▶ **PROBLEM**
Only lines holding the string "TypeScript" are wanted; copy each one from the material.

▶ **RECORDS FOR THE EXERCISE**
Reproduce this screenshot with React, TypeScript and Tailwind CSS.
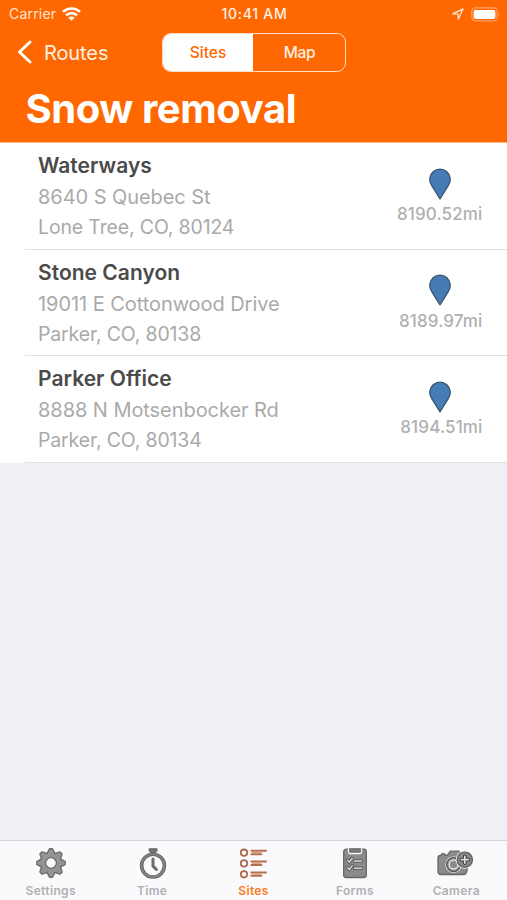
--
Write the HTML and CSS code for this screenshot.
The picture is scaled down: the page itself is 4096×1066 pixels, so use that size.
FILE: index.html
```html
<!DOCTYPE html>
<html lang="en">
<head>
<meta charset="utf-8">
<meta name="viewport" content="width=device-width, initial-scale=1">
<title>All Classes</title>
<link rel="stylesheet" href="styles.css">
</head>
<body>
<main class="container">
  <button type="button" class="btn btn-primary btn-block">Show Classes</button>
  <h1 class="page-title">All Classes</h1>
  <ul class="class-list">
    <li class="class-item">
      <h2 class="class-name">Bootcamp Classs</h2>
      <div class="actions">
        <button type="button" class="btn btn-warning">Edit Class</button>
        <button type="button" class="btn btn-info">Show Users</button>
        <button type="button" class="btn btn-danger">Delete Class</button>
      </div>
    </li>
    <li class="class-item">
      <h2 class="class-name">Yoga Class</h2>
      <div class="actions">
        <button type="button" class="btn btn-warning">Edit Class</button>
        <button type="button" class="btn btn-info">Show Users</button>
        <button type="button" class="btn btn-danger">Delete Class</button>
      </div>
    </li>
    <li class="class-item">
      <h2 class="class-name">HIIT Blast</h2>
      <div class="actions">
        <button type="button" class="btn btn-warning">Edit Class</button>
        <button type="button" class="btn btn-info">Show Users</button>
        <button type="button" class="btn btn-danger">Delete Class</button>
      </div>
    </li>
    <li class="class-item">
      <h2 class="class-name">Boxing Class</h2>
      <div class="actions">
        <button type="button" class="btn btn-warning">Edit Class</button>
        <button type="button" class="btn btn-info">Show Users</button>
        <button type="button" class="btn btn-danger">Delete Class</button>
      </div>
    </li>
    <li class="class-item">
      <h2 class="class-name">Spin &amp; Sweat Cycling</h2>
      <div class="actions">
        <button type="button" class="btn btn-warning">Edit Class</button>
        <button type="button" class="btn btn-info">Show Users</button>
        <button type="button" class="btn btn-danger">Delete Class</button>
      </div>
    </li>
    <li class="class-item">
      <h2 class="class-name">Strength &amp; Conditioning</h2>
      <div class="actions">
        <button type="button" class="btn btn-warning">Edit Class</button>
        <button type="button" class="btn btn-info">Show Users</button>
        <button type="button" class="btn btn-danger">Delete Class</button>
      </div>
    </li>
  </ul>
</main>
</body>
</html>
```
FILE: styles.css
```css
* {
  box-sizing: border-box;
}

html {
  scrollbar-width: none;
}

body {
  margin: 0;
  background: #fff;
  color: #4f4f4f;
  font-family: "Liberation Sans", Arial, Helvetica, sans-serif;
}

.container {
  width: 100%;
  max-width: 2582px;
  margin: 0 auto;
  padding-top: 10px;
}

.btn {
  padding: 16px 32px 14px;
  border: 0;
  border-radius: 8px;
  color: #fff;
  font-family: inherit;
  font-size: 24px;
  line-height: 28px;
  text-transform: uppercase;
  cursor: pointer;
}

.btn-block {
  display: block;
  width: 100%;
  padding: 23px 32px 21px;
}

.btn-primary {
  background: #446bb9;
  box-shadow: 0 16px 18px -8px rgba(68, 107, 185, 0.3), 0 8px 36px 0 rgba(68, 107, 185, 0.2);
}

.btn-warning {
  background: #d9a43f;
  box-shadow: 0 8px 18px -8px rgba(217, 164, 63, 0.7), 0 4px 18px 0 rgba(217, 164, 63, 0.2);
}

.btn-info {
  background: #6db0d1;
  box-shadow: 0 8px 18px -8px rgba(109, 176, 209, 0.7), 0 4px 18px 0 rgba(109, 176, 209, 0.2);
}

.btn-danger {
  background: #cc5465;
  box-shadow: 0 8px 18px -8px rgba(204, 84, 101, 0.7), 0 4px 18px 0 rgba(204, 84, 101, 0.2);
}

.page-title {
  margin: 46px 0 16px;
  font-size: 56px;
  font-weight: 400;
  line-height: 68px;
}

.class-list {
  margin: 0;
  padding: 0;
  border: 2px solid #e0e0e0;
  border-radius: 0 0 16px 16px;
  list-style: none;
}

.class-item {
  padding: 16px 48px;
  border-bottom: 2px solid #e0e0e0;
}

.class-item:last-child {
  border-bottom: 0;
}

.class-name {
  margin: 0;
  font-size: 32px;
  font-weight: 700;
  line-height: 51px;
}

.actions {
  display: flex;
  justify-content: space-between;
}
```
* * *
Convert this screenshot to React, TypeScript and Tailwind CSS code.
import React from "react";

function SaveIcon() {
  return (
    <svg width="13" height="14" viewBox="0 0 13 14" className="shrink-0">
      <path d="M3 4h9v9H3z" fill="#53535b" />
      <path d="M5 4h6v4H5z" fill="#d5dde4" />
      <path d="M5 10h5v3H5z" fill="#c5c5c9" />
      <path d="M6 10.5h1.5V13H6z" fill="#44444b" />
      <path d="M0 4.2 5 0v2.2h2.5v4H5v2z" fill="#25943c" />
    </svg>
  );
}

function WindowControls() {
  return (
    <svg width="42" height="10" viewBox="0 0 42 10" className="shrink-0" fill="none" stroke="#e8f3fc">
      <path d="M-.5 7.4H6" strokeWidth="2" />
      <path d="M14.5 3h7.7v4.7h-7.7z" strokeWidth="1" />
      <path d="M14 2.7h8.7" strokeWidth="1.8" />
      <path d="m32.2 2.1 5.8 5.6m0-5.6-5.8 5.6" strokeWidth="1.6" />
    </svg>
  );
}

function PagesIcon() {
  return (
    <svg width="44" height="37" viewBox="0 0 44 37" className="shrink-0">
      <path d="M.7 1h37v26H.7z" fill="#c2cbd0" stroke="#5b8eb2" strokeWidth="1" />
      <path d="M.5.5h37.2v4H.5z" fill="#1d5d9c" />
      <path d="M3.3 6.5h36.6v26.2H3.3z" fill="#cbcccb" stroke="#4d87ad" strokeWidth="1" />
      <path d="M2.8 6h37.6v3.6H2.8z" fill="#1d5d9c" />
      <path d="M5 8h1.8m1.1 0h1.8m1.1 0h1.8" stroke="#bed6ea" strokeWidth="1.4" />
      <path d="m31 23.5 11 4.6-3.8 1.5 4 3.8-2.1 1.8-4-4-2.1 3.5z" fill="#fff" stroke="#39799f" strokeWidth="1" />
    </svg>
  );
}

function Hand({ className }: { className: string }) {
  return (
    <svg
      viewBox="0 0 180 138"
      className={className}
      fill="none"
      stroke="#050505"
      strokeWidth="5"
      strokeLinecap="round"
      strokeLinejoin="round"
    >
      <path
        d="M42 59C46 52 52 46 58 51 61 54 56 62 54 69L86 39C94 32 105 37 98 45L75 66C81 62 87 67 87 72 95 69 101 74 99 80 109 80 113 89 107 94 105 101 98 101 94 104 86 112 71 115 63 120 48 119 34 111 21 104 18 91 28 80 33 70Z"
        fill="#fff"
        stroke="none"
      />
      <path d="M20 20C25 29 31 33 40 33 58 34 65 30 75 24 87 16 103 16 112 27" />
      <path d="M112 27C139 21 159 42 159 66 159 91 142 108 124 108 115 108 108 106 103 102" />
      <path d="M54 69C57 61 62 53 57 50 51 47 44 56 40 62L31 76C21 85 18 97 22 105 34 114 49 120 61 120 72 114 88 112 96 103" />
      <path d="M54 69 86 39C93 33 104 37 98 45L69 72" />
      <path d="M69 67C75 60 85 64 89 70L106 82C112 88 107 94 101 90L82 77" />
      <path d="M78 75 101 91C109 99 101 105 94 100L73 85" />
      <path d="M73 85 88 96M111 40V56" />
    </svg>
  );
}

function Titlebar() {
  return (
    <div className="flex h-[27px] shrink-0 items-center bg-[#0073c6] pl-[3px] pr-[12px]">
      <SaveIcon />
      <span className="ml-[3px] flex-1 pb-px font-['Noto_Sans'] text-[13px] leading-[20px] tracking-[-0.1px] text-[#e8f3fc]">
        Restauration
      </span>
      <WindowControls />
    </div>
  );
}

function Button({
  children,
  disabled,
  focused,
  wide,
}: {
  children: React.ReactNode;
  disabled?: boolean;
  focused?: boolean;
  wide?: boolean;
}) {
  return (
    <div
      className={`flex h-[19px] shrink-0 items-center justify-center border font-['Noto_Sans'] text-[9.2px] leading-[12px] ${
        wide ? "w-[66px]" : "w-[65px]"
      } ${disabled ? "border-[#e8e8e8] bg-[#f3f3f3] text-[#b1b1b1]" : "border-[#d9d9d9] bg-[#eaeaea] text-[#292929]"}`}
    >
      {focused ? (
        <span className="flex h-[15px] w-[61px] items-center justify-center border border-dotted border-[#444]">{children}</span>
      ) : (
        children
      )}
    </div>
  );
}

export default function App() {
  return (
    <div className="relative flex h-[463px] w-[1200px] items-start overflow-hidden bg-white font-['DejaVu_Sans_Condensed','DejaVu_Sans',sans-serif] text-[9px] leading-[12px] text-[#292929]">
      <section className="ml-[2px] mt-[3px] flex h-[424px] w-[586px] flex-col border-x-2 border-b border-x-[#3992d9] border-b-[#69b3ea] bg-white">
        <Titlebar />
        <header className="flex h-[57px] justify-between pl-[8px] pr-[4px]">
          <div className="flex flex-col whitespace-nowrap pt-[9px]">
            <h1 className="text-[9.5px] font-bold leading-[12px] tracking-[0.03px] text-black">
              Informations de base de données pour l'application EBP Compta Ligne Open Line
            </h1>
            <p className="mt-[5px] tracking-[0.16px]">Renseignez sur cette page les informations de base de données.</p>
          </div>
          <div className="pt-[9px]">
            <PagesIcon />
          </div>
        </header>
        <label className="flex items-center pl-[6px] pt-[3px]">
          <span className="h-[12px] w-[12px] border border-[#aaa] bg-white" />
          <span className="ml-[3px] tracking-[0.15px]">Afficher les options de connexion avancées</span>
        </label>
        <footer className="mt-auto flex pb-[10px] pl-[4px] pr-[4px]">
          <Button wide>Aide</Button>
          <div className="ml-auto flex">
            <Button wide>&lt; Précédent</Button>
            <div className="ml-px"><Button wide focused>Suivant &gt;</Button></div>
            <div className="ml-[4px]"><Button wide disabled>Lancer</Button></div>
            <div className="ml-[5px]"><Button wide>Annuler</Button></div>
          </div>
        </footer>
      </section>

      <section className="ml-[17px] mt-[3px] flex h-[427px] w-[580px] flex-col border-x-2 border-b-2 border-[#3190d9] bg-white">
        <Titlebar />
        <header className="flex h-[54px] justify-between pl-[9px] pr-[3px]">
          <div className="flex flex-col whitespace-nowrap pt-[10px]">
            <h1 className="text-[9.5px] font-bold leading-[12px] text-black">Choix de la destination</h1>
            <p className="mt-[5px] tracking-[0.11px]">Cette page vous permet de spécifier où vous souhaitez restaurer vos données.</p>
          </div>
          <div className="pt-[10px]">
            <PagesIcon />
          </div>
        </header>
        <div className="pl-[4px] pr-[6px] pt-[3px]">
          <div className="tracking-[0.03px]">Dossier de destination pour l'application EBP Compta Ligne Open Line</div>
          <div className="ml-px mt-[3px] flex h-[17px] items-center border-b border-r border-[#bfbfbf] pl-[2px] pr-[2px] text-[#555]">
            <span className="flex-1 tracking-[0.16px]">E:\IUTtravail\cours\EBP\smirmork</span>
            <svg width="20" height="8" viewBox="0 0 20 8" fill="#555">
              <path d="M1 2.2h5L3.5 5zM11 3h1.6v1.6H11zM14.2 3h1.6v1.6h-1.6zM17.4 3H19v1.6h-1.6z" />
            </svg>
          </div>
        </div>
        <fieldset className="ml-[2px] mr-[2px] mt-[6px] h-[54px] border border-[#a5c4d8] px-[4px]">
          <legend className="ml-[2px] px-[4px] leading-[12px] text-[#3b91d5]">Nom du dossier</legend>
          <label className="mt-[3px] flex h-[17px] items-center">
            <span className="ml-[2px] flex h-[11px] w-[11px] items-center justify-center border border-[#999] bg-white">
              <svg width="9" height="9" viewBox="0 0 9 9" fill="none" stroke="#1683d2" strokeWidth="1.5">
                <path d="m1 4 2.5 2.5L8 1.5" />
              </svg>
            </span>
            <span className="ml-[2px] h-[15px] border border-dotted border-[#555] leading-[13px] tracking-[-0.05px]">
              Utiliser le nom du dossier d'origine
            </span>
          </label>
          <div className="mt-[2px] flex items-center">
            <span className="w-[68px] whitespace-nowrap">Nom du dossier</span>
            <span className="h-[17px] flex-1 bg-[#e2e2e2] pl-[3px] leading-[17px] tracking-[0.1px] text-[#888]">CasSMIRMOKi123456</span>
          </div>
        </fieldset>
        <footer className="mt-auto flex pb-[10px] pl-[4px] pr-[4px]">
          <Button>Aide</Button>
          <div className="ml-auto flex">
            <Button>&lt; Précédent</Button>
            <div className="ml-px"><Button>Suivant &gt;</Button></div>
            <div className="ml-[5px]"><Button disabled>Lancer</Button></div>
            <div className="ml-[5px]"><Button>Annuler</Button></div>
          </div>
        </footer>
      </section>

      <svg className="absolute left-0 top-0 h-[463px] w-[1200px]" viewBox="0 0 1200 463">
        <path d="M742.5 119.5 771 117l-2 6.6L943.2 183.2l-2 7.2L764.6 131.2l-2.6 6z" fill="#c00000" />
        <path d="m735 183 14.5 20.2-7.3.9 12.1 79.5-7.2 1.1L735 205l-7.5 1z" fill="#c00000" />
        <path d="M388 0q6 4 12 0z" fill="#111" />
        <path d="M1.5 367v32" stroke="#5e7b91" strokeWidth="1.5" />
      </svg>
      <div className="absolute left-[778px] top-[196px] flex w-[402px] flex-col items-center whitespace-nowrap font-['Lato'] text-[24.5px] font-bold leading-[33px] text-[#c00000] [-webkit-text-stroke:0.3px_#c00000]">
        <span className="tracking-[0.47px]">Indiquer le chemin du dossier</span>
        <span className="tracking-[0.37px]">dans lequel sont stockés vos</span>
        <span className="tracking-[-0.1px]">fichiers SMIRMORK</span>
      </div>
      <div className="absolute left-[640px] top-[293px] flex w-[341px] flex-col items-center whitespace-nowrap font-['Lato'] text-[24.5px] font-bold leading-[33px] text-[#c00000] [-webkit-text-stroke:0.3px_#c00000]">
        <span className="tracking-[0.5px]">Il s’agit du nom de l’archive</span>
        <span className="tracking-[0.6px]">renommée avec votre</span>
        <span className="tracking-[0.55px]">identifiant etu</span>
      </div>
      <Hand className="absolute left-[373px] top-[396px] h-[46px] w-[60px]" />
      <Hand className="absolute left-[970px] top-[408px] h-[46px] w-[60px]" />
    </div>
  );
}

▶ **RESPONSE**
Reproduce this screenshot with React, TypeScript and Tailwind CSS.
Convert this screenshot to React, TypeScript and Tailwind CSS code.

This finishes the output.